- **TASK GOAL**: Return, without pictures, the lines from the start of the data through the one that contains "string; off?: boolean;".

- **DATA PROVIDED**:

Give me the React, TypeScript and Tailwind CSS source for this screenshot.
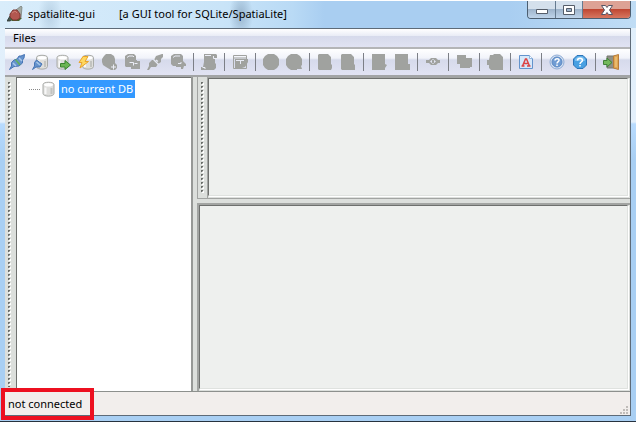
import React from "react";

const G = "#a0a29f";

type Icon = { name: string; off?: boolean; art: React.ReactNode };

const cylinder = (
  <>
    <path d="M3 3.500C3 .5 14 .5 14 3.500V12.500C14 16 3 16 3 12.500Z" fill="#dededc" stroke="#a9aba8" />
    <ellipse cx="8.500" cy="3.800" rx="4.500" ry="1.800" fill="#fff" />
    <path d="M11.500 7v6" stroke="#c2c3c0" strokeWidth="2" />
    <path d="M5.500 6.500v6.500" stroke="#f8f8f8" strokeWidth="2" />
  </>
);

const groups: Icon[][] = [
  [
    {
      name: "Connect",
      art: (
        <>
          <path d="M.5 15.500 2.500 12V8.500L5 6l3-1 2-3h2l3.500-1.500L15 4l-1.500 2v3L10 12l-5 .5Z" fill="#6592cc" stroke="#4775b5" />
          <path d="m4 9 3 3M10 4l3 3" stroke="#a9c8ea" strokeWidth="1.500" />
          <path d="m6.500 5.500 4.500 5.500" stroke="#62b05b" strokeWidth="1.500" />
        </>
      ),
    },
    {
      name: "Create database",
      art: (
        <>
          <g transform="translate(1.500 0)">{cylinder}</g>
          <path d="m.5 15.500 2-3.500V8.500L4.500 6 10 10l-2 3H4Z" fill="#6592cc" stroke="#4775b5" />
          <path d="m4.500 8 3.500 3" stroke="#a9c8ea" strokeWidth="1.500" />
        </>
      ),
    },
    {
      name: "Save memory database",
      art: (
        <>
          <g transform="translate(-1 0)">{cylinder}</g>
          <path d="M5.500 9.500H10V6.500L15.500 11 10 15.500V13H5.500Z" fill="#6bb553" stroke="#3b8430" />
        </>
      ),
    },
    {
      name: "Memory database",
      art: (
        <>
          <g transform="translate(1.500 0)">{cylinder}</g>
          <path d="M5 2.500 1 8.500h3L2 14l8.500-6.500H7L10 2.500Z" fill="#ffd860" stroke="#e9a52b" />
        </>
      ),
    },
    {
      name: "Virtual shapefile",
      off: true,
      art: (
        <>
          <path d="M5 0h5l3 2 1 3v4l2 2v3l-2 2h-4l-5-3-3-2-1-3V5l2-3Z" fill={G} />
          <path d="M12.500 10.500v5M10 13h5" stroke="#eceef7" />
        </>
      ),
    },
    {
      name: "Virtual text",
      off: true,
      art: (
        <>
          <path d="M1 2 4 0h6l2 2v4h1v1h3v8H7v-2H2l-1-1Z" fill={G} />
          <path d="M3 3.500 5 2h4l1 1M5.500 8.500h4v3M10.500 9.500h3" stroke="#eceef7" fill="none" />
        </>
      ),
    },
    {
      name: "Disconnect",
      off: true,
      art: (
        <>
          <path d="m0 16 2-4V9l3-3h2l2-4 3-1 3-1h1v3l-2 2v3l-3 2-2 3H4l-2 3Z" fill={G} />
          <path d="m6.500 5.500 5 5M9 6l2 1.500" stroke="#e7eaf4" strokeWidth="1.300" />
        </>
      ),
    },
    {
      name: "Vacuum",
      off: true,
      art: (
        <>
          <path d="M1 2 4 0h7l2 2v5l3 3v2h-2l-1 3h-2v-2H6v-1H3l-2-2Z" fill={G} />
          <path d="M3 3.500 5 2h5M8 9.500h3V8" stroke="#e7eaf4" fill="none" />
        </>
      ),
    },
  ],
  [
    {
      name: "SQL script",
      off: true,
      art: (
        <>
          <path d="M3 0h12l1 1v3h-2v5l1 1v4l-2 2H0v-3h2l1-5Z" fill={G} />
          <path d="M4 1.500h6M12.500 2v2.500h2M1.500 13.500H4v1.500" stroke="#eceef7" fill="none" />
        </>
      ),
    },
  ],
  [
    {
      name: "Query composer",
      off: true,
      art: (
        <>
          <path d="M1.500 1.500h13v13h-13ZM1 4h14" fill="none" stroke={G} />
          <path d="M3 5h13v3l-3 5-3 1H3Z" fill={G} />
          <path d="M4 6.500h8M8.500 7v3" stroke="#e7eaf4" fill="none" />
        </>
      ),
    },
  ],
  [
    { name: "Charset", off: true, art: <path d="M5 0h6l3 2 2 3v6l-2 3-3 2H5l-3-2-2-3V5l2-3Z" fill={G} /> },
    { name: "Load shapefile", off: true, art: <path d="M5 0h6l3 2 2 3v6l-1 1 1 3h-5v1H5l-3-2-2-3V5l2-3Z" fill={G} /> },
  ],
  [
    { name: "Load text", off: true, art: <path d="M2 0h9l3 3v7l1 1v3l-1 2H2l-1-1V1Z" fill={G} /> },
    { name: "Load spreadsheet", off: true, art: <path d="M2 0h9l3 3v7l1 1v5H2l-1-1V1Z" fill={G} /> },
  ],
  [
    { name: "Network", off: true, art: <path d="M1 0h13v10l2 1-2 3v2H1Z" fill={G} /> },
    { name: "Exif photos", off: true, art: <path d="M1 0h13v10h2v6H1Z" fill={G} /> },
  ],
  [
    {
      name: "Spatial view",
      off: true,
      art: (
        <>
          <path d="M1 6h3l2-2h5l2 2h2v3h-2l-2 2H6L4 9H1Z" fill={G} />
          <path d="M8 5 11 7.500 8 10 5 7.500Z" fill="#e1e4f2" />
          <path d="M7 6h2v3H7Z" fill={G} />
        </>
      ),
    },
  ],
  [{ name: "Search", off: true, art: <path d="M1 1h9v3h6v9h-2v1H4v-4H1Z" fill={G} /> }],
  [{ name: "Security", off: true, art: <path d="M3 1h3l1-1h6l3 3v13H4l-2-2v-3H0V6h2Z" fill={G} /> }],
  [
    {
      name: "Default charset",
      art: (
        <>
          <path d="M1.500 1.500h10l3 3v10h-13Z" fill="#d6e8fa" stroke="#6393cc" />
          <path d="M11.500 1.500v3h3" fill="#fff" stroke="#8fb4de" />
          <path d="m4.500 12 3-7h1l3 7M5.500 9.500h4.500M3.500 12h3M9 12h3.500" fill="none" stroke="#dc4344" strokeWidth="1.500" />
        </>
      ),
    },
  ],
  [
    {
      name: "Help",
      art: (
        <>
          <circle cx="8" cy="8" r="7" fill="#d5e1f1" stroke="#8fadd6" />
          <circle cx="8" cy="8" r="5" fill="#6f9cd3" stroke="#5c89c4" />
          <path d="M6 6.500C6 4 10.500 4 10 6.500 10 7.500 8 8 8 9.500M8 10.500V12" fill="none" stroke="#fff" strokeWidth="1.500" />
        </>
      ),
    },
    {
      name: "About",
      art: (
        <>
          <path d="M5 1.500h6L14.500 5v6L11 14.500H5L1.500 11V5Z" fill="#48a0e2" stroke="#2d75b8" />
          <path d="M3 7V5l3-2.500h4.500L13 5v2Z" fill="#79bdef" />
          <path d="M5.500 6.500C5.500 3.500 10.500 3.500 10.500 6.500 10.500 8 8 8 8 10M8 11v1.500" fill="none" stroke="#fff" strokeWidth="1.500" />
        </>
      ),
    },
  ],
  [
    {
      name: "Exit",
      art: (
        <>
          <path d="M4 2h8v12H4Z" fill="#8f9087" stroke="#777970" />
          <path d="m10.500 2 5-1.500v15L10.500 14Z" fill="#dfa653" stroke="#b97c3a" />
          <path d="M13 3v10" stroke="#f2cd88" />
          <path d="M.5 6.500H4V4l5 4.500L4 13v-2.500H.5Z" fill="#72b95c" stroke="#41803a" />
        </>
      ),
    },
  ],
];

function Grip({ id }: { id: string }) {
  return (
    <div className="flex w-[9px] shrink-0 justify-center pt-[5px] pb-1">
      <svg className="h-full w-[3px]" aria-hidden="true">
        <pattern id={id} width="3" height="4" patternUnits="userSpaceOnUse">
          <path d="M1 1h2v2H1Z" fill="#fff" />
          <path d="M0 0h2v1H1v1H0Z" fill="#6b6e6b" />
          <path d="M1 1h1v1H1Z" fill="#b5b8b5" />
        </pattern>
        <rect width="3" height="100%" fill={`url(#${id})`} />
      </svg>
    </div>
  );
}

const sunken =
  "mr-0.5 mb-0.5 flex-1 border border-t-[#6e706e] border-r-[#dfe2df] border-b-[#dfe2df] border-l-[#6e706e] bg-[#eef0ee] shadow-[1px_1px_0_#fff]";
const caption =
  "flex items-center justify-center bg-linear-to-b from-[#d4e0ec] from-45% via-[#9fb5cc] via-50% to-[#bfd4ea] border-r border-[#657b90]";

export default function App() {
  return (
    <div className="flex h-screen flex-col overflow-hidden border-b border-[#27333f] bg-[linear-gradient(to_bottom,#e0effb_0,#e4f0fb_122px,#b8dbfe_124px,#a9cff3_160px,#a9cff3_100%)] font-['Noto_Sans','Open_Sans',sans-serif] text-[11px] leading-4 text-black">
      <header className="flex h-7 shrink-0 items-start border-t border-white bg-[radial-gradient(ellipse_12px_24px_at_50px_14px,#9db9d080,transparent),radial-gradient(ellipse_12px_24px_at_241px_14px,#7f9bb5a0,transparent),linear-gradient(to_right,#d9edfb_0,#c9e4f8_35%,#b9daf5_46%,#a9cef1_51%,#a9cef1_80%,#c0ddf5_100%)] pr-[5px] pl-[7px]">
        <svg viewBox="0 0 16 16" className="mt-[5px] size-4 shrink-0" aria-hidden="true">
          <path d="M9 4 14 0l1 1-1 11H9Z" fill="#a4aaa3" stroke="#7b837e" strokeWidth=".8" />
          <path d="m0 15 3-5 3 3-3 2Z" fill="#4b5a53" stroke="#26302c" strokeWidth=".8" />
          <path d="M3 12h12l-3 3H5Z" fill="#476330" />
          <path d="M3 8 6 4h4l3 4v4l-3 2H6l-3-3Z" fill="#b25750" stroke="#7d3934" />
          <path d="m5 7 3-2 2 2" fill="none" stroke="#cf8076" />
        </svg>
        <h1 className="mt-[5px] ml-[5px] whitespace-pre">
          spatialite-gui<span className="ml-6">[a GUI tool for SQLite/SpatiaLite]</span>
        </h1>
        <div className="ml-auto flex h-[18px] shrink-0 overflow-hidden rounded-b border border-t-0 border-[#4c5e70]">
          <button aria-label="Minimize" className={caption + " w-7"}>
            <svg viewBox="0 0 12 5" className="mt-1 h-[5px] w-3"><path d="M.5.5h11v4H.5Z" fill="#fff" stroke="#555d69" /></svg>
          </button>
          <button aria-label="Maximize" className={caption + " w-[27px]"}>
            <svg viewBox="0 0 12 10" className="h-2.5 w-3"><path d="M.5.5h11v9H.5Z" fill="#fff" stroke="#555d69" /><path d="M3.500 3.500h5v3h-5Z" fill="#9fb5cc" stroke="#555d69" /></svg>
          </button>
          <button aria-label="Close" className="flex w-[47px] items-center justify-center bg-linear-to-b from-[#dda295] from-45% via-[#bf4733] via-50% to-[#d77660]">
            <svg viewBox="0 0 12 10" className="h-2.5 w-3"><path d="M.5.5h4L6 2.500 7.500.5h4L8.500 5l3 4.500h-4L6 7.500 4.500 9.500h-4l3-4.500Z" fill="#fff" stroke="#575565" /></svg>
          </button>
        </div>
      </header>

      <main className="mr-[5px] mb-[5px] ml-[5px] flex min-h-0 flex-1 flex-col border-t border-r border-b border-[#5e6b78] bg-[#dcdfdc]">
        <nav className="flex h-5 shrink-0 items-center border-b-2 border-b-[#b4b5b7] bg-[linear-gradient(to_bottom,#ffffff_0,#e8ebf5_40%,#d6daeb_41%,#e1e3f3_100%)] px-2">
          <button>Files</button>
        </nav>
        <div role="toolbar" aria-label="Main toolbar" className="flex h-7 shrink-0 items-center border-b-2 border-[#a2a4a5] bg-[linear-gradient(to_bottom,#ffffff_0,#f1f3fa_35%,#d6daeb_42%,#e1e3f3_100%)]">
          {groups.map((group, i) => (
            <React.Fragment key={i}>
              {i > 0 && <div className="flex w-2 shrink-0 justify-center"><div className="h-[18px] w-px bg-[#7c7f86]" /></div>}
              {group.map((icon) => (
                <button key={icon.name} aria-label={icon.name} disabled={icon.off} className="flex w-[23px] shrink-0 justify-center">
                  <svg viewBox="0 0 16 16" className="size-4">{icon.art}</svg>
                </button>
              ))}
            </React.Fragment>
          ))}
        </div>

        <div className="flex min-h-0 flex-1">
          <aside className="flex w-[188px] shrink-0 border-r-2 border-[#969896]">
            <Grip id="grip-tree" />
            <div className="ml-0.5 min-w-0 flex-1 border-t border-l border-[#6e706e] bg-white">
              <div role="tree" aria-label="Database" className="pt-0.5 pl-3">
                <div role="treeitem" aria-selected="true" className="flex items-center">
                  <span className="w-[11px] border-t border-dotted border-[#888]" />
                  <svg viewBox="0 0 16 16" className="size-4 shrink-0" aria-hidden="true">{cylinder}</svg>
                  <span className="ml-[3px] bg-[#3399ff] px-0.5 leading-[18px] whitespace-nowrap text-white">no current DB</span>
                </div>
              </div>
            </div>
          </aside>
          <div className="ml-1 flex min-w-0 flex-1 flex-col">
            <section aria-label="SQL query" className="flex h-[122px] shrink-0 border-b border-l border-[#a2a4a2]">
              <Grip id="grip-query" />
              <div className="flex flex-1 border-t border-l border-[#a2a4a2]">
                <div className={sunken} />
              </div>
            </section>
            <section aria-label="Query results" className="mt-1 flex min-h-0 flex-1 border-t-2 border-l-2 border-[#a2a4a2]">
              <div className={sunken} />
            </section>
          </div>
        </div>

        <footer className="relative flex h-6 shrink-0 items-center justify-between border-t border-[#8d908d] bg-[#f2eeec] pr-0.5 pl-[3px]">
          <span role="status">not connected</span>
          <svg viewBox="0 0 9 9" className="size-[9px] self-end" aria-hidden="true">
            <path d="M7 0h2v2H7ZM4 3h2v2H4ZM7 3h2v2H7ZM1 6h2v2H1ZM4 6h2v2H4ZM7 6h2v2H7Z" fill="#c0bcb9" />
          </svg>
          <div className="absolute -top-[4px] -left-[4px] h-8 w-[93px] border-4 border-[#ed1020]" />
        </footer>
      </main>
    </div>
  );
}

- **REPLY**:
Give me the React, TypeScript and Tailwind CSS source for this screenshot.
import React from "react";

const G = "#a0a29f";

type Icon = { name: string; off?: boolean; art: React.ReactNode };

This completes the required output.